Why, in the contemporary climate, of the consecutive fever-pitch and clusterfuck of the neo-liberal order, has the zombie at once become our definitive nightmare-form and betrayed its particularity? What undergirds this new vision of the undead who were never dead? And what will the next vision be, after the death throes of the infected? These are questions to be borne out further in thought and far further in the geopolitical and cultural consequences to come in the next few years. Yet the lines from Adorno with which we began give a crack through which to think.
The surplus of reality amounts to its collapse; by striking the subject dead, reality itself becomes deathly.

The point here, both frightening and expansive, bleak and bright, is to take fully onto ourselves this endgame of the "surplus of reality," of the symbolic, political, and economic overdetermination of all the things of the world under capitalism. Out of this surplus, this overwhelming of the subject capable of speaking and intervening in the world that was, the dead things and soon-to-be-dead bodies of the world, now the basic truth of the system, find tongues. As in the infinite corpse-strewn wasteland that concludes Fulci's The Beyond (one of the few films with the courage to stick to its properly apocalyptic guns) and as in Debord's proposition that reality explodes in the heart of the world made unreal, the task might be, at least figuratively, to stop searching for the nostalgic beating heart that brings radical thought to a standstill, in its frozen image, and to start from the fundamental deadness of that world. This is neither conciliation nor reconciliation. It is an exposure of the already-was and no-longer.

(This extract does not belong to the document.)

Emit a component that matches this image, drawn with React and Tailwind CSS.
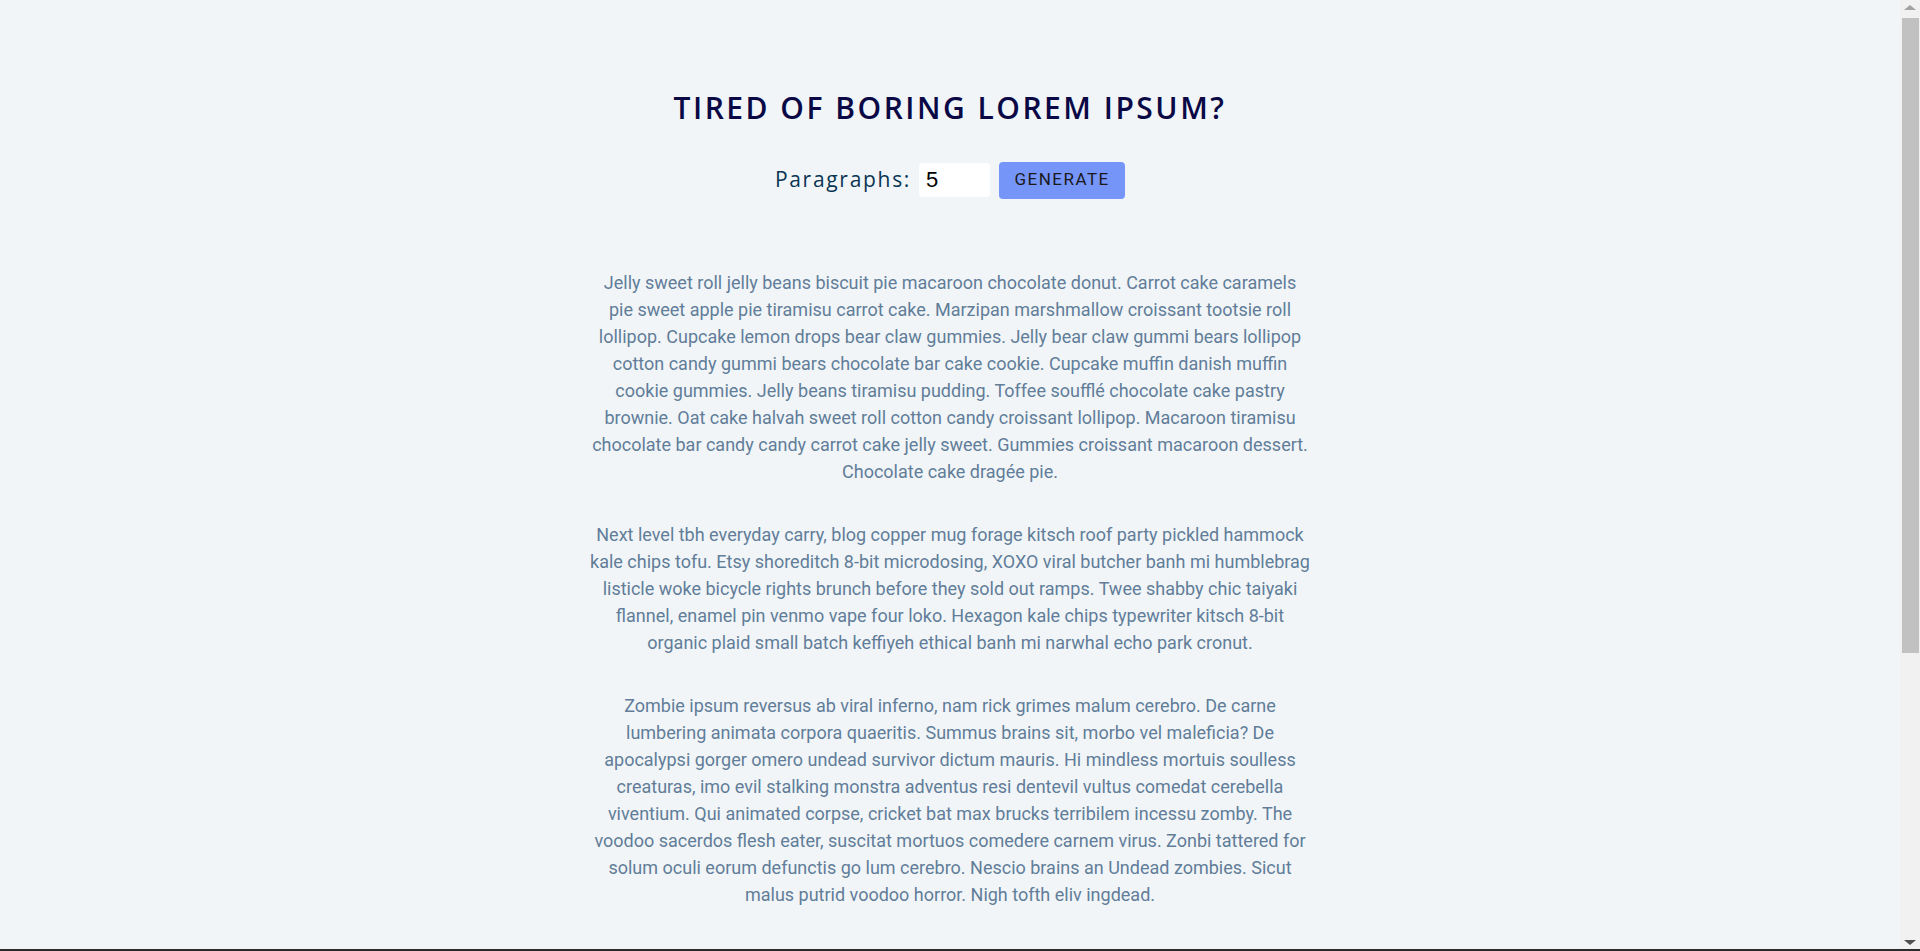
import React, { useState } from "react";

const text = [
  "Jelly sweet roll jelly beans biscuit pie macaroon chocolate donut. Carrot cake caramels pie sweet apple pie tiramisu carrot cake. Marzipan marshmallow croissant tootsie roll lollipop. Cupcake lemon drops bear claw gummies. Jelly bear claw gummi bears lollipop cotton candy gummi bears chocolate bar cake cookie. Cupcake muffin danish muffin cookie gummies. Jelly beans tiramisu pudding. Toffee soufflé chocolate cake pastry brownie. Oat cake halvah sweet roll cotton candy croissant lollipop. Macaroon tiramisu chocolate bar candy candy carrot cake jelly sweet. Gummies croissant macaroon dessert. Chocolate cake dragée pie.",
  "Next level tbh everyday carry, blog copper mug forage kitsch roof party pickled hammock kale chips tofu. Etsy shoreditch 8-bit microdosing, XOXO viral butcher banh mi humblebrag listicle woke bicycle rights brunch before they sold out ramps. Twee shabby chic taiyaki flannel, enamel pin venmo vape four loko. Hexagon kale chips typewriter kitsch 8-bit organic plaid small batch keffiyeh ethical banh mi narwhal echo park cronut.",
  "Zombie ipsum reversus ab viral inferno, nam rick grimes malum cerebro. De carne lumbering animata corpora quaeritis. Summus brains sit, morbo vel maleficia? De apocalypsi gorger omero undead survivor dictum mauris. Hi mindless mortuis soulless creaturas, imo evil stalking monstra adventus resi dentevil vultus comedat cerebella viventium. Qui animated corpse, cricket bat max brucks terribilem incessu zomby. The voodoo sacerdos flesh eater, suscitat mortuos comedere carnem virus. Zonbi tattered for solum oculi eorum defunctis go lum cerebro. Nescio brains an Undead zombies. Sicut malus putrid voodoo horror. Nigh tofth eliv ingdead.",
  "Cat ipsum dolor sit amet, hunt anything that moves. Sleep on keyboard ask to be pet then attack owners hand, knock over christmas tree. Chase red laser dot stare at ceiling light yet purr when being pet, chew iPad power cord. Scratch at the door then walk away.",
  "Bacon ipsum dolor amet pork belly ham hock t-bone, tri-tip chuck brisket short ribs. Kielbasa beef ribs ground round pancetta, turducken jerky pig sirloin. Pastrami shankle venison swine fatback cupim meatloaf.",
];

function FakeScrollbar() {
  return (
    <div className="fixed top-0 right-0 z-10 flex h-screen w-[20px] flex-col items-center bg-[#f1f1f1]">
      <div className="mt-[5px] h-0 w-0 border-x-[6px] border-b-[5px] border-x-transparent border-b-[#a3a3a3]" />
      <div className="mt-[8px] h-[635px] w-[17px] bg-[#c1c1c1]" />
      <div className="mt-auto mb-[6px] h-0 w-0 border-x-[6px] border-t-[5px] border-x-transparent border-t-[#505050]" />
    </div>
  );
}

export default function App() {
  const [count, setCount] = useState(5);

  return (
    <div className="min-h-screen bg-[#f1f5f8] pr-[20px] font-['Roboto',sans-serif]">
      <FakeScrollbar />
      <div className="fixed bottom-0 left-0 right-0 z-20 h-[2px] bg-[#2b2b2b]" />

      <section className="mx-auto w-[720px] pt-[89px] pb-[60px] text-center">
        <h3 className="font-['Open_Sans',sans-serif] text-[30px] leading-[37.5px] font-semibold tracking-[2.5px] uppercase text-[#0a0946]">
          tired of boring lorem ipsum?
        </h3>

        <form className="mt-[35px] flex items-center justify-center">
          <label
            htmlFor="amount"
            className="font-['Open_Sans',sans-serif] text-[21px] tracking-[1.7px] text-[#0a3553]"
          >
            Paragraphs:
          </label>
          <input
            id="amount"
            type="number"
            value={count}
            onChange={(e) => setCount(e.target.value)}
            className="mr-[9px] ml-[8px] h-[34px] w-[71px] rounded-[4px] bg-white px-[7px] font-['Liberation_Sans',Arial,sans-serif] text-[22px] text-black outline-none [appearance:textfield]"
          />
          <button
            type="submit"
            className="h-[37px] w-[126px] rounded-[4px] bg-[#7595f9] font-['Roboto',sans-serif] text-[17px] tracking-[1.5px] uppercase text-[#1a1a1a]"
          >
            generate
          </button>
        </form>

        <article className="mt-[70px]">
          {text.slice(0, count).map((item, i) => (
            <p key={i} className="mb-9 text-[18px] leading-[27px] text-[#617d98]">
              {item}
            </p>
          ))}
        </article>
      </section>
    </div>
  );
}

For what if we bring the plague, not just of surplus-life bound to spin its decaying wheels in the corner, but to the deeper dead? A structural condition - and what is this if not a better way to speak through the dead and to make history say what it should - that goes back further, against the grain. The long dead rising, rustling in their coffins, awake and restless and buried too deep, but thinking again. Scattered bones in killing fields sweating and shuffling. The whole earth shudders.